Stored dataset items
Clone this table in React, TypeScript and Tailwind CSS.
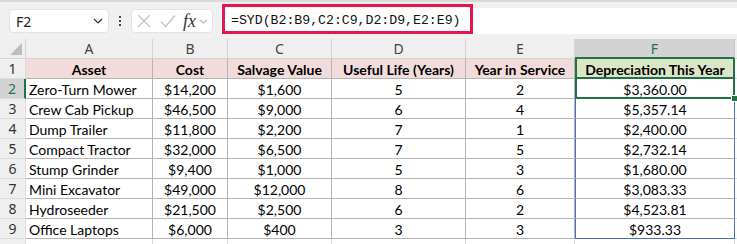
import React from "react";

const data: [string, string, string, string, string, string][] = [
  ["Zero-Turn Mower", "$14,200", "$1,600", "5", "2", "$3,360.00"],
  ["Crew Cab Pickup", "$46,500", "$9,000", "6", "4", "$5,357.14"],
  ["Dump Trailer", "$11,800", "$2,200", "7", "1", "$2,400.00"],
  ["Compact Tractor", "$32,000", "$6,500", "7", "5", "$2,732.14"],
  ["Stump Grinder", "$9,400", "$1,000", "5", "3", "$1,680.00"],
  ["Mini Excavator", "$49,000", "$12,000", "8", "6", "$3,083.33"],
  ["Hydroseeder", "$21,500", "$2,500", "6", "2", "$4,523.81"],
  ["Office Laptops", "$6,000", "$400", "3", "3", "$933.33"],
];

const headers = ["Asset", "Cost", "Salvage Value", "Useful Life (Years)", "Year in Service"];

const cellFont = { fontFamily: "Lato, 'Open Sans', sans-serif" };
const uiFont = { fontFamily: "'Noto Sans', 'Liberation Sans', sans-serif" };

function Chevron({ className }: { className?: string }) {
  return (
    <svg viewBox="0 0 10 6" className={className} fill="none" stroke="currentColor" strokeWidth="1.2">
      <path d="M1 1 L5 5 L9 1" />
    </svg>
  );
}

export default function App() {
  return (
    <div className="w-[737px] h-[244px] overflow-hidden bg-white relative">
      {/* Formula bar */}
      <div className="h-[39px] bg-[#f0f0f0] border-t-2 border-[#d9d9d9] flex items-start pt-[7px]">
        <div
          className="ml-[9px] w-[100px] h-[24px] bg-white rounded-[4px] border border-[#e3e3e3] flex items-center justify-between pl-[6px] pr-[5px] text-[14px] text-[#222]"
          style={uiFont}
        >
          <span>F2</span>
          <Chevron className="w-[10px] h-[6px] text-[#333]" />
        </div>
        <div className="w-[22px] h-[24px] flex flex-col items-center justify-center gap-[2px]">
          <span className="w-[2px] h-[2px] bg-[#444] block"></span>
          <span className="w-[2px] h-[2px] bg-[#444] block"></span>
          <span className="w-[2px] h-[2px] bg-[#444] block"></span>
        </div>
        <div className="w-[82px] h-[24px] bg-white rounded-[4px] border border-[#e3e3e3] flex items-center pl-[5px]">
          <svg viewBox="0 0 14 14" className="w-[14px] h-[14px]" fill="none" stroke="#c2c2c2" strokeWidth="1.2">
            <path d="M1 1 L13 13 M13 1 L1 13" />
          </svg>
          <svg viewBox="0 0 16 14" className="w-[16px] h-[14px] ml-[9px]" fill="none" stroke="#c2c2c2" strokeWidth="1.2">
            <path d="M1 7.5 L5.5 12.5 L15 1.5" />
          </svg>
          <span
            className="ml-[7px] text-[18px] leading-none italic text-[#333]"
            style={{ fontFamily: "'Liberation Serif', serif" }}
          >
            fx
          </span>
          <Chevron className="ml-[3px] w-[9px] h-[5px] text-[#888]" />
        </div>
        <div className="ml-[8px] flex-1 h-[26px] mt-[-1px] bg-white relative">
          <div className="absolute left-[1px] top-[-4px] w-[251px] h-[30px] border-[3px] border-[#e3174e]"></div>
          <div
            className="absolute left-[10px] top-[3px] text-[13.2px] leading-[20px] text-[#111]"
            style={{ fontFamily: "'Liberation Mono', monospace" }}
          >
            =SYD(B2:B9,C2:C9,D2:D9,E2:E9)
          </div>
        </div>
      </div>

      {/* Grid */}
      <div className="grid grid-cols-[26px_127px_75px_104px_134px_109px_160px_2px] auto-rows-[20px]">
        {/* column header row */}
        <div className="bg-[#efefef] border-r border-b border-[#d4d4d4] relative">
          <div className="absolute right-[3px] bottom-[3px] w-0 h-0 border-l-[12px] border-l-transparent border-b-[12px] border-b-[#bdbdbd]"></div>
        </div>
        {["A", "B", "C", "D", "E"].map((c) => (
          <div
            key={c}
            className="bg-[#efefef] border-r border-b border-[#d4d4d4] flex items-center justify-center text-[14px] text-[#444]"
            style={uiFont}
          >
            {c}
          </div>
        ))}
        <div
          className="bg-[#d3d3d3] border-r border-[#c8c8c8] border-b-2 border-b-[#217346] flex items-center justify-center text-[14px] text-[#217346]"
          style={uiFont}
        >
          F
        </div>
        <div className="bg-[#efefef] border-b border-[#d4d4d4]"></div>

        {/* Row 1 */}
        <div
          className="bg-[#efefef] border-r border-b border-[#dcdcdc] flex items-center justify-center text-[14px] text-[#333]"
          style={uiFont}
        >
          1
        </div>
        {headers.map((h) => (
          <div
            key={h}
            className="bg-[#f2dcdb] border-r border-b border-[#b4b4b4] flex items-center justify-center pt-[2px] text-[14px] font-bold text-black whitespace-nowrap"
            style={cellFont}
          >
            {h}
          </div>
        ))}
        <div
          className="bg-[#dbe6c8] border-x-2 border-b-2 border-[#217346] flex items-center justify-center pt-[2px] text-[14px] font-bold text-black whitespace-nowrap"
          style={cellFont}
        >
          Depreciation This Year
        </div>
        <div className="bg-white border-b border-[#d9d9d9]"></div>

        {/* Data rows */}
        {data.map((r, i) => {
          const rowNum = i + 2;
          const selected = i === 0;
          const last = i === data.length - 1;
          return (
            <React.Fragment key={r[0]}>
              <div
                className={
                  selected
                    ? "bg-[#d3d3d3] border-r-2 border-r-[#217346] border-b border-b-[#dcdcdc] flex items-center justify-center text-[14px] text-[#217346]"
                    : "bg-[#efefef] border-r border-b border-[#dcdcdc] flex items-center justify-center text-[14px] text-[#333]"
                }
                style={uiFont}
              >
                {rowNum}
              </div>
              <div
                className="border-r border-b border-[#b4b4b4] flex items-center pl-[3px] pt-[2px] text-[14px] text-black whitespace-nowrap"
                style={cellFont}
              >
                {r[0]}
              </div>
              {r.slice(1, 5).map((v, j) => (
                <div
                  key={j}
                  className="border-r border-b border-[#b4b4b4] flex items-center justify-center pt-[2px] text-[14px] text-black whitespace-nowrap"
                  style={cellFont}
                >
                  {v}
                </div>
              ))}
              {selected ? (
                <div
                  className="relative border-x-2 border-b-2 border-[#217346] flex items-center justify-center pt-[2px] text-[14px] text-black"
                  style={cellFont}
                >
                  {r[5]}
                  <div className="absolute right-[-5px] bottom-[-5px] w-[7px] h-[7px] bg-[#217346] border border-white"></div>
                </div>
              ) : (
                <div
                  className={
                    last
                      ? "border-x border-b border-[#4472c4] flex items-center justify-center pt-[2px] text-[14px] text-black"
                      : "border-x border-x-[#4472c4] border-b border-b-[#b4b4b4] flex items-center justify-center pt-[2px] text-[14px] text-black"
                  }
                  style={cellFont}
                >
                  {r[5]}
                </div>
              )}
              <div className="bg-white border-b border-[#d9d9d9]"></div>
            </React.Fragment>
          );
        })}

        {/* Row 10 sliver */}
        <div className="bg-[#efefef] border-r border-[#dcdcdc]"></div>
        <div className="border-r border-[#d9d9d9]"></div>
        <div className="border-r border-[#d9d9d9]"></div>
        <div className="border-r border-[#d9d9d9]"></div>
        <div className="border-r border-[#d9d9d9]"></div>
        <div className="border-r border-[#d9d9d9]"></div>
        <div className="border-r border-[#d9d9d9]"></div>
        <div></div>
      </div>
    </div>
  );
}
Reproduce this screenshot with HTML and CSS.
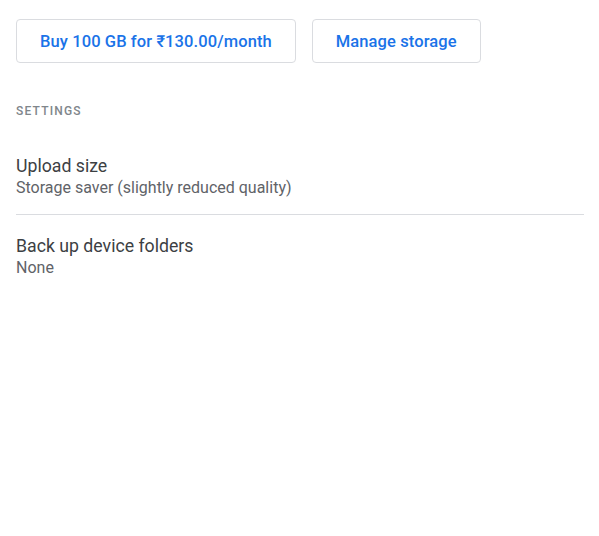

● Aim: Copy every record above exactly, leaving out the pictures.

● Full output:
Clone this table in React, TypeScript and Tailwind CSS.
import React from "react";

const data: [string, string, string, string, string, string][] = [
  ["Zero-Turn Mower", "$14,200", "$1,600", "5", "2", "$3,360.00"],
  ["Crew Cab Pickup", "$46,500", "$9,000", "6", "4", "$5,357.14"],
  ["Dump Trailer", "$11,800", "$2,200", "7", "1", "$2,400.00"],
  ["Compact Tractor", "$32,000", "$6,500", "7", "5", "$2,732.14"],
  ["Stump Grinder", "$9,400", "$1,000", "5", "3", "$1,680.00"],
  ["Mini Excavator", "$49,000", "$12,000", "8", "6", "$3,083.33"],
  ["Hydroseeder", "$21,500", "$2,500", "6", "2", "$4,523.81"],
  ["Office Laptops", "$6,000", "$400", "3", "3", "$933.33"],
];

const headers = ["Asset", "Cost", "Salvage Value", "Useful Life (Years)", "Year in Service"];

const cellFont = { fontFamily: "Lato, 'Open Sans', sans-serif" };
const uiFont = { fontFamily: "'Noto Sans', 'Liberation Sans', sans-serif" };

function Chevron({ className }: { className?: string }) {
  return (
    <svg viewBox="0 0 10 6" className={className} fill="none" stroke="currentColor" strokeWidth="1.2">
      <path d="M1 1 L5 5 L9 1" />
    </svg>
  );
}

export default function App() {
  return (
    <div className="w-[737px] h-[244px] overflow-hidden bg-white relative">
      {/* Formula bar */}
      <div className="h-[39px] bg-[#f0f0f0] border-t-2 border-[#d9d9d9] flex items-start pt-[7px]">
        <div
          className="ml-[9px] w-[100px] h-[24px] bg-white rounded-[4px] border border-[#e3e3e3] flex items-center justify-between pl-[6px] pr-[5px] text-[14px] text-[#222]"
          style={uiFont}
        >
          <span>F2</span>
          <Chevron className="w-[10px] h-[6px] text-[#333]" />
        </div>
        <div className="w-[22px] h-[24px] flex flex-col items-center justify-center gap-[2px]">
          <span className="w-[2px] h-[2px] bg-[#444] block"></span>
          <span className="w-[2px] h-[2px] bg-[#444] block"></span>
          <span className="w-[2px] h-[2px] bg-[#444] block"></span>
        </div>
        <div className="w-[82px] h-[24px] bg-white rounded-[4px] border border-[#e3e3e3] flex items-center pl-[5px]">
          <svg viewBox="0 0 14 14" className="w-[14px] h-[14px]" fill="none" stroke="#c2c2c2" strokeWidth="1.2">
            <path d="M1 1 L13 13 M13 1 L1 13" />
          </svg>
          <svg viewBox="0 0 16 14" className="w-[16px] h-[14px] ml-[9px]" fill="none" stroke="#c2c2c2" strokeWidth="1.2">
            <path d="M1 7.5 L5.5 12.5 L15 1.5" />
          </svg>
          <span
            className="ml-[7px] text-[18px] leading-none italic text-[#333]"
            style={{ fontFamily: "'Liberation Serif', serif" }}
          >
            fx
          </span>
          <Chevron className="ml-[3px] w-[9px] h-[5px] text-[#888]" />
        </div>
        <div className="ml-[8px] flex-1 h-[26px] mt-[-1px] bg-white relative">
          <div className="absolute left-[1px] top-[-4px] w-[251px] h-[30px] border-[3px] border-[#e3174e]"></div>
          <div
            className="absolute left-[10px] top-[3px] text-[13.2px] leading-[20px] text-[#111]"
            style={{ fontFamily: "'Liberation Mono', monospace" }}
          >
            =SYD(B2:B9,C2:C9,D2:D9,E2:E9)
          </div>
        </div>
      </div>

      {/* Grid */}
      <div className="grid grid-cols-[26px_127px_75px_104px_134px_109px_160px_2px] auto-rows-[20px]">
        {/* column header row */}
        <div className="bg-[#efefef] border-r border-b border-[#d4d4d4] relative">
          <div className="absolute right-[3px] bottom-[3px] w-0 h-0 border-l-[12px] border-l-transparent border-b-[12px] border-b-[#bdbdbd]"></div>
        </div>
        {["A", "B", "C", "D", "E"].map((c) => (
          <div
            key={c}
            className="bg-[#efefef] border-r border-b border-[#d4d4d4] flex items-center justify-center text-[14px] text-[#444]"
            style={uiFont}
          >
            {c}
          </div>
        ))}
        <div
          className="bg-[#d3d3d3] border-r border-[#c8c8c8] border-b-2 border-b-[#217346] flex items-center justify-center text-[14px] text-[#217346]"
          style={uiFont}
        >
          F
        </div>
        <div className="bg-[#efefef] border-b border-[#d4d4d4]"></div>

        {/* Row 1 */}
        <div
          className="bg-[#efefef] border-r border-b border-[#dcdcdc] flex items-center justify-center text-[14px] text-[#333]"
          style={uiFont}
        >
          1
        </div>
        {headers.map((h) => (
          <div
            key={h}
            className="bg-[#f2dcdb] border-r border-b border-[#b4b4b4] flex items-center justify-center pt-[2px] text-[14px] font-bold text-black whitespace-nowrap"
            style={cellFont}
          >
            {h}
          </div>
        ))}
        <div
          className="bg-[#dbe6c8] border-x-2 border-b-2 border-[#217346] flex items-center justify-center pt-[2px] text-[14px] font-bold text-black whitespace-nowrap"
          style={cellFont}
        >
          Depreciation This Year
        </div>
        <div className="bg-white border-b border-[#d9d9d9]"></div>

        {/* Data rows */}
        {data.map((r, i) => {
          const rowNum = i + 2;
          const selected = i === 0;
          const last = i === data.length - 1;
          return (
            <React.Fragment key={r[0]}>
              <div
                className={
                  selected
                    ? "bg-[#d3d3d3] border-r-2 border-r-[#217346] border-b border-b-[#dcdcdc] flex items-center justify-center text-[14px] text-[#217346]"
                    : "bg-[#efefef] border-r border-b border-[#dcdcdc] flex items-center justify-center text-[14px] text-[#333]"
                }
                style={uiFont}
              >
                {rowNum}
              </div>
              <div
                className="border-r border-b border-[#b4b4b4] flex items-center pl-[3px] pt-[2px] text-[14px] text-black whitespace-nowrap"
                style={cellFont}
              >
                {r[0]}
              </div>
              {r.slice(1, 5).map((v, j) => (
                <div
                  key={j}
                  className="border-r border-b border-[#b4b4b4] flex items-center justify-center pt-[2px] text-[14px] text-black whitespace-nowrap"
                  style={cellFont}
                >
                  {v}
                </div>
              ))}
              {selected ? (
                <div
                  className="relative border-x-2 border-b-2 border-[#217346] flex items-center justify-center pt-[2px] text-[14px] text-black"
                  style={cellFont}
                >
                  {r[5]}
                  <div className="absolute right-[-5px] bottom-[-5px] w-[7px] h-[7px] bg-[#217346] border border-white"></div>
                </div>
              ) : (
                <div
                  className={
                    last
                      ? "border-x border-b border-[#4472c4] flex items-center justify-center pt-[2px] text-[14px] text-black"
                      : "border-x border-x-[#4472c4] border-b border-b-[#b4b4b4] flex items-center justify-center pt-[2px] text-[14px] text-black"
                  }
                  style={cellFont}
                >
                  {r[5]}
                </div>
              )}
              <div className="bg-white border-b border-[#d9d9d9]"></div>
            </React.Fragment>
          );
        })}

        {/* Row 10 sliver */}
        <div className="bg-[#efefef] border-r border-[#dcdcdc]"></div>
        <div className="border-r border-[#d9d9d9]"></div>
        <div className="border-r border-[#d9d9d9]"></div>
        <div className="border-r border-[#d9d9d9]"></div>
        <div className="border-r border-[#d9d9d9]"></div>
        <div className="border-r border-[#d9d9d9]"></div>
        <div className="border-r border-[#d9d9d9]"></div>
        <div></div>
      </div>
    </div>
  );
}
Reproduce this screenshot with HTML and CSS.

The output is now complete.